Les juges correctionnels ont infligé une peine de 3 mois de prison avec sursis aux quatre anciens associés de Deloitte. (Photo: DR)

Les juges correctionnels ont infligé une peine de 3 mois de prison avec sursis aux quatre anciens associés de Deloitte. (Photo: DR)

C’est le minimum de ce qu’un prévenu pour participation à un faux peut encourir: 3 mois de prison. C’est la peine que les juges de la 18e chambre du tribunal de Luxembourg siégeant en matière correctionnelle ont prononcée ce jeudi matin à l’encontre de quatre anciens associés de la firme Deloitte. La peine est assortie d’un sursis intégral et d’une amende de 10.000 euros pour chacun des prévenus qui s’en sortent à bon compte.

Le substitut du procureur d’État, Marc Schiltz, avait requis en janvier 12 mois de prison et ne s’opposait pas à un sursis contre celui qui apparaissait alors comme le chef de bande. Le Parquet réclamait une peine de 9 et 6 mois contre deux autres associés et 3 mois contre le 4e homme qui se présentait comme un lampiste, thèse d’ailleurs prise à son compte par le ministère public.

Or, le fait que le tribunal ait infligé une peine identique à chacun des prévenus relativise la théorie du lampiste ayant agi sous les ordres d’un chef d’orchestre pour confectionner de faux documents et les antidater, afin de permettre à leurs clients italiens de bénéficier de conditions avantageuses de la première amnistie fiscale dans la péninsule, alors que les délais pour y avoir droit étaient passés.

Il n’est pas impossible que l’affaire «Unipol» dans sa version luxembourgeoise, jugée 14 ans après les faits, s’arrête là, sans que le Parquet – qui s’était formellement opposé à une suspension du prononcé comme l’avaient plaidé les avocats des prévenus -, fasse appel de la décision, ni les prévenus, puisqu’ils ne s’en tirent pas trop mal.

Clientèle parallèle?

Les faits incriminés remontaient au printemps 2002: à la demande du cabinet d’avocats italiens, Zulli & Tabanelli, Deloitte Luxembourg avait été approché pour réaliser un montage financier complexe pour le compte des dirigeants de l’assureur Unipol. Ils souhaitaient rapatrier des fonds de Monaco, via le Luxembourg, et leur faire bénéficier des conditions de la première amnistie fiscale italienne de 2001 prévoyant des pénalités de 2,5% sur les actifs et surtout n’obligeant pas les détenteurs d’avoirs à justifier leur origine. Or, comme la justice italienne le détermina ensuite, les fonds venaient d’un délit d’initiés. 

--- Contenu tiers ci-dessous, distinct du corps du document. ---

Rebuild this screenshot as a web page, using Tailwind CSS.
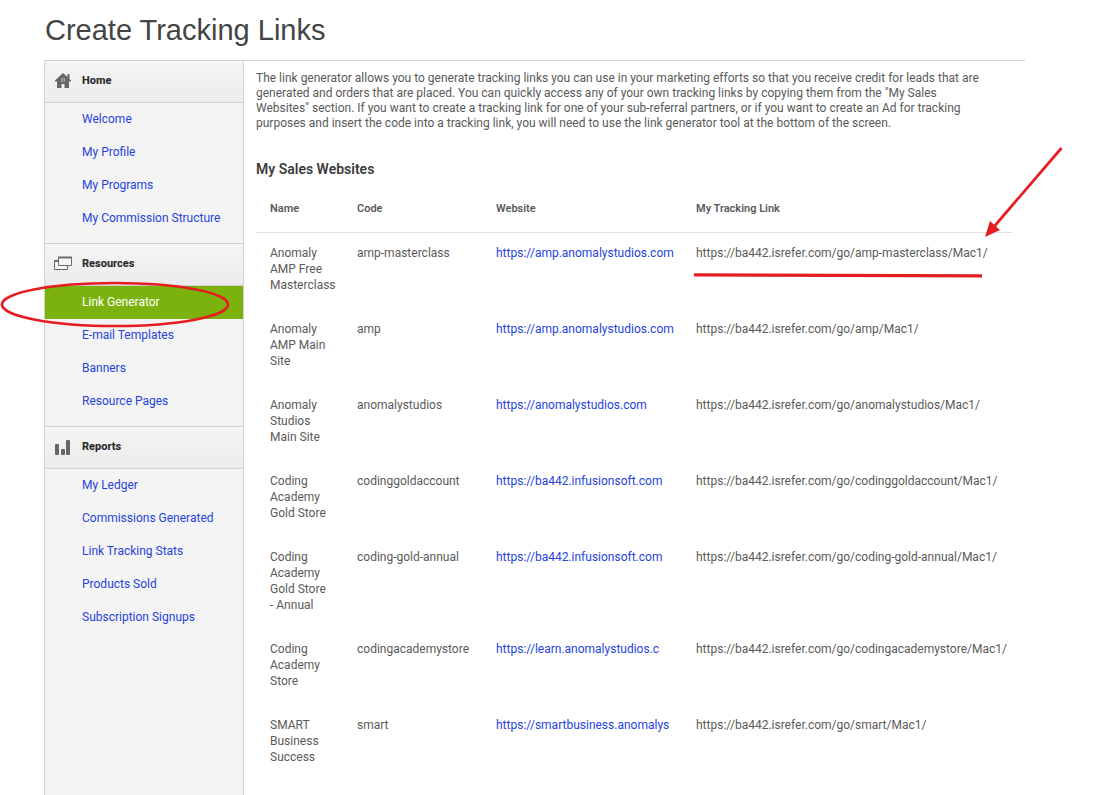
<!DOCTYPE html>
<html lang="en">
<head>
  <meta charset="UTF-8">
  <meta name="viewport" content="width=device-width, initial-scale=1.0">
  <title>Create Tracking Links</title>
  <script src="https://cdn.jsdelivr.net/npm/@tailwindcss/browser@4"></script>
</head>
<body class="relative min-h-screen flex flex-col bg-white font-[Roboto,sans-serif] text-xs text-[#5a5a5a] overflow-x-hidden">
  <h1 class="h-15 pl-[45px] pt-3 font-['Liberation_Sans',sans-serif] text-[29px] leading-9 text-[#444]">Create Tracking Links</h1>

  <div class="flex flex-1 ml-11 mr-[69px] border-t border-[#d2d2d2]">
    <!-- Sidebar -->
    <nav class="w-[200px] shrink-0 -mt-px border border-b-0 border-[#d2d2d2] bg-[#f4f4f4] text-[#2643dc]">
      <section class="mb-2">
        <h2 class="flex items-center h-[42px] border-b border-[#d2d2d2] bg-linear-to-b from-[#f5f5f5] to-[#edebec] text-[11px] font-extrabold text-[#2b2b2b]">
          <svg class="ml-2 mr-[9px] w-5 h-5 shrink-0" viewBox="0 0 20 20" fill="#666">
            <path d="M10 1L2 8.500V9.500h2V16h4.500v-4h3v4H16V9.500h2V8.500L16.500 7V2h-2v3z"/>
            <path d="M8 6.500h4v3H8z" fill="#ddd"/>
            <path d="M10 6.500v3M8 8h4" stroke="#666"/>
          </svg>
          Home
        </h2>
        <a href="#" class="block h-[33px] pl-[37px] leading-8">Welcome</a>
        <a href="#" class="block h-[33px] pl-[37px] leading-8">My Profile</a>
        <a href="#" class="block h-[33px] pl-[37px] leading-8">My Programs</a>
        <a href="#" class="block h-[33px] pl-[37px] leading-8">My Commission Structure</a>
      </section>

      <section class="mb-2 border-t border-[#d2d2d2]">
        <h2 class="flex items-center h-[42px] border-b border-[#d2d2d2] bg-linear-to-b from-[#f5f5f5] to-[#edebec] text-[11px] font-extrabold text-[#2b2b2b]">
          <svg class="ml-2 mr-[9px] w-5 h-5 shrink-0" viewBox="0 0 20 20" fill="#f6f6f6" stroke="#6b6b6b">
            <path d="M1.500 6.500h13v8h-13z"/>
            <path d="M1 6h5" stroke-width="2"/>
            <path d="M5.500 2.500h13v8h-13z"/>
            <path d="M5 2.500h14" stroke-width="2"/>
          </svg>
          Resources
        </h2>
        <a href="#" class="block h-[33px] pl-[37px] leading-8 bg-[#7cb20d] text-white">Link Generator</a>
        <a href="#" class="block h-[33px] pl-[37px] leading-8">E-mail Templates</a>
        <a href="#" class="block h-[33px] pl-[37px] leading-8">Banners</a>
        <a href="#" class="block h-[33px] pl-[37px] leading-8">Resource Pages</a>
      </section>

      <section class="border-t border-[#d2d2d2]">
        <h2 class="flex items-center h-[42px] border-b border-[#d2d2d2] bg-linear-to-b from-[#f5f5f5] to-[#edebec] text-[11px] font-extrabold text-[#2b2b2b]">
          <svg class="ml-2 mr-[9px] w-5 h-5 shrink-0" viewBox="0 0 20 20" fill="#666">
            <rect x="2" y="6" width="4" height="11" rx="1"/>
            <rect x="8" y="11" width="4" height="6" rx="1"/>
            <rect x="13" y="2" width="4" height="15" rx="1"/>
          </svg>
          Reports
        </h2>
        <a href="#" class="block h-[33px] pl-[37px] leading-8">My Ledger</a>
        <a href="#" class="block h-[33px] pl-[37px] leading-8">Commissions Generated</a>
        <a href="#" class="block h-[33px] pl-[37px] leading-8">Link Tracking Stats</a>
        <a href="#" class="block h-[33px] pl-[37px] leading-8">Products Sold</a>
        <a href="#" class="block h-[33px] pl-[37px] leading-8">Subscription Signups</a>
      </section>
    </nav>

    <!-- Content -->
    <main class="flex-1 min-w-0 pl-3 pr-3 pt-[10px]">
      <p class="leading-[15px] whitespace-nowrap">
        The link generator allows you to generate tracking links you can use in your marketing efforts so that you receive credit for leads that are<br>
        generated and orders that are placed. You can quickly access any of your own tracking links by copying them from the "My Sales<br>
        Websites" section. If you want to create a tracking link for one of your sub-referral partners, or if you want to create an Ad for tracking<br>
        purposes and insert the code into a tracking link, you will need to use the link generator tool at the bottom of the screen.
      </p>
      <h2 class="mt-7 text-sm leading-5 font-semibold text-[#3c3c3c]">My Sales Websites</h2>

      <table class="mt-[7px] w-full table-fixed text-left leading-4">
        <colgroup>
          <col class="w-[87px]">
          <col class="w-[139px]">
          <col class="w-[200px]">
          <col>
        </colgroup>
        <thead class="text-[11px]">
          <tr class="h-[46px] border-b border-[#e0e0e0]">
            <th class="pl-[14px] font-semibold">Name</th>
            <th class="pl-[14px] font-semibold">Code</th>
            <th class="pl-[14px] font-semibold">Website</th>
            <th class="pl-[14px] font-semibold">My Tracking Link</th>
          </tr>
        </thead>
        <tbody class="align-top">
          <tr>
            <td class="pl-[14px] pt-3 pb-4">Anomaly<br>AMP Free<br>Masterclass</td>
            <td class="pl-[14px] pt-3">amp-masterclass</td>
            <td class="pl-[14px] pt-3"><a href="#" class="text-[#2643dc]">https://amp.anomalystudios.com</a></td>
            <td class="pl-[14px] pt-3 whitespace-nowrap">https://ba442.isrefer.com/go/amp-masterclass/Mac1/</td>
          </tr>
          <tr>
            <td class="pl-[14px] pt-3 pb-4">Anomaly<br>AMP Main<br>Site</td>
            <td class="pl-[14px] pt-3">amp</td>
            <td class="pl-[14px] pt-3"><a href="#" class="text-[#2643dc]">https://amp.anomalystudios.com</a></td>
            <td class="pl-[14px] pt-3 whitespace-nowrap">https://ba442.isrefer.com/go/amp/Mac1/</td>
          </tr>
          <tr>
            <td class="pl-[14px] pt-3 pb-4">Anomaly<br>Studios<br>Main Site</td>
            <td class="pl-[14px] pt-3">anomalystudios</td>
            <td class="pl-[14px] pt-3"><a href="#" class="text-[#2643dc]">https://anomalystudios.com</a></td>
            <td class="pl-[14px] pt-3 whitespace-nowrap">https://ba442.isrefer.com/go/anomalystudios/Mac1/</td>
          </tr>
          <tr>
            <td class="pl-[14px] pt-3 pb-4">Coding<br>Academy<br>Gold Store</td>
            <td class="pl-[14px] pt-3">codinggoldaccount</td>
            <td class="pl-[14px] pt-3"><a href="#" class="text-[#2643dc]">https://ba442.infusionsoft.com</a></td>
            <td class="pl-[14px] pt-3 whitespace-nowrap">https://ba442.isrefer.com/go/codinggoldaccount/Mac1/</td>
          </tr>
          <tr>
            <td class="pl-[14px] pt-3 pb-4">Coding<br>Academy<br>Gold Store<br>- Annual</td>
            <td class="pl-[14px] pt-3">coding-gold-annual</td>
            <td class="pl-[14px] pt-3"><a href="#" class="text-[#2643dc]">https://ba442.infusionsoft.com</a></td>
            <td class="pl-[14px] pt-3 whitespace-nowrap">https://ba442.isrefer.com/go/coding-gold-annual/Mac1/</td>
          </tr>
          <tr>
            <td class="pl-[14px] pt-3 pb-4">Coding<br>Academy<br>Store</td>
            <td class="pl-[14px] pt-3">codingacademystore</td>
            <td class="pl-[14px] pt-3"><a href="#" class="text-[#2643dc]">https://learn.anomalystudios.c</a></td>
            <td class="pl-[14px] pt-3 whitespace-nowrap">https://ba442.isrefer.com/go/codingacademystore/Mac1/</td>
          </tr>
          <tr>
            <td class="pl-[14px] pt-3 pb-4">SMART<br>Business<br>Success</td>
            <td class="pl-[14px] pt-3">smart</td>
            <td class="pl-[14px] pt-3"><a href="#" class="text-[#2643dc]">https://smartbusiness.anomalys</a></td>
            <td class="pl-[14px] pt-3 whitespace-nowrap">https://ba442.isrefer.com/go/smart/Mac1/</td>
          </tr>
        </tbody>
      </table>
    </main>
  </div>

  <!-- Red callouts -->
  <svg class="absolute top-0 left-0 pointer-events-none" width="1094" height="340" fill="none" stroke="#e51c20">
    <ellipse cx="115" cy="304.500" rx="113" ry="21.500" stroke-width="2.700"/>
    <path d="M1061.500 148L992 229" stroke-width="2.700"/>
    <path d="M985 237l5-16 10 9z" fill="#e51c20" stroke="none"/>
    <path d="M694 274.800l288 1" stroke-width="3.200"/>
  </svg>
</body>
</html>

Une seconde amnistie intervint en 2002 à des conditions moins avantageuses. Deloitte avait bouclé l’opération que tout le monde pensait enterrée. Mais l’affaire fut exhumée en 2005 à la faveur d’une enquête judiciaire en Italie, relayée par la presse. Ce qui obligea le cabinet d’audit à faire une déclaration de soupçons à la Cellule anti-blanchiment du Parquet. Une enquête fut déclenchée au Luxembourg pour faux et usage de faux, visant les quatre associés.

Un seul homme, un senior manager qui avait déjà été coopté comme associé au moment des faits et attendait la formalisation de sa promotion, fut en aveu du faux, disant avoir antidaté des documents à la demande de ses supérieurs. Les autres prévenus contestaient l’intention de signer des documents qui portaient une date incorrecte et rejetaient la faute sur leur subalterne, le senior manager, l’accusant même de s’être fait une petite clientèle en dehors du réseau Deloitte. Ce qu’il avait formellement démenti à l'audience.